If you view volatility as risk, you’ll naturally retreat toward investments you believe will be less volatile in the future. In times of extreme volatility, that translates into a rush to safe havens that often don’t produce good long-term returns. And, in fact, you’ll miss the opportunity to leverage volatility.
“During mass hysteria in the market, you want avoid becoming part of the herd,” says Patti Shannon, VP and portfolio manager at Leith Wheeler Investment Counsel. The market will often hit extremes and then trend in the other direction.
“To add value, you can’t be doing the same thing everyone else does,” Bousada says. “Our job is to find the minority of businesses that can grow irrespective of what happens in the economy, and not pay for that growth today.
“Volatility shouldn’t be a factor in determining the value of a business, unless you’re talking about volatility in the underlying fundamentals of the business.”
To determine real risk, portfolio managers look for specific red flags such as risk to revenue growth, margin contraction, and poor succession planning.
Shannon adds you should instead look for companies with good business models and earnings outlook, reasonable valuation, and experienced managers with a stake in a company’s success.
“We always like it when people managing the company have more skin in the game,” she says. You should expect that a portfolio manager is investing their own money along with you.

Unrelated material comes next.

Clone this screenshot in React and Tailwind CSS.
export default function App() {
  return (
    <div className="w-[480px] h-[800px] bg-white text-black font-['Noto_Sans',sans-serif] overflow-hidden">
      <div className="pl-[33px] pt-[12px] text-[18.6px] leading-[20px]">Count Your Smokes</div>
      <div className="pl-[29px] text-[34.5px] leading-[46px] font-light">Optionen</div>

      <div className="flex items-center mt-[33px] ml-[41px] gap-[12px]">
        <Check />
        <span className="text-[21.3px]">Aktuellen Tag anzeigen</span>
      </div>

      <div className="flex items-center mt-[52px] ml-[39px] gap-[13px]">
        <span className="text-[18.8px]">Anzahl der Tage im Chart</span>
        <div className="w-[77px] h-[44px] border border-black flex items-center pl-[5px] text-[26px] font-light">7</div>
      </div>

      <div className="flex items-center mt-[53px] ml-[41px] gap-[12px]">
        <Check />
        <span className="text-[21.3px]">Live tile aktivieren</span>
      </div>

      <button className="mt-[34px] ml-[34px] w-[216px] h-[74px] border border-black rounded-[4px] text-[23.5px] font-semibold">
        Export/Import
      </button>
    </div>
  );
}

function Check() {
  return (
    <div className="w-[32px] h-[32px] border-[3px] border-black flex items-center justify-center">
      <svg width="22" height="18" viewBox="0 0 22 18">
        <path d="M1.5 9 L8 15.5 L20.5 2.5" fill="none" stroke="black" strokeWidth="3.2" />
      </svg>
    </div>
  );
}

To best leverage volatility, take a long-term view of your investments. Wildly fluctuating share prices can be alarming, but they shouldn’t be a deal-breaker if you’ve done due diligence by judging an investment on its real risk factors. For long-term investments – five years or more – the underlying value of a business will shine through.
When Bousada started his company in 2008, the market atmosphere was fraught with fear and extreme volatility. But instead of jumping into safe-haven investments such as pharmaceutical companies or utilities, the firm invested in companies like one that makes modular carpet tiles.
“Businesses that are perceived as being subject to recession sometimes over-correct,” he says. “We believed the carpet manufacturer was going to grow, while a lot of people conjectured it wouldn’t even survive.”
The business carried on, yet its stock was severely underpriced because of the recession.
Evaluating a company boils down to common sense: looking deeply into a company’s balance sheet and cash flow. Bousada starts with the thesis that a company is going to double in size over the next five years, and then tries to disprove that claim. If the claim stands, it’s a good investment.
“That’s the exact opposite of looking at crummy companies and trying to find what’s good about them,” he says. “We’ve avoided a lot of risky situations by steering clear of marquee brands that later blew up.”
While Bousada concedes constant volatility isn’t good for anyone in the market, he says times of market volatility are the best for buying growth without having to pay for it.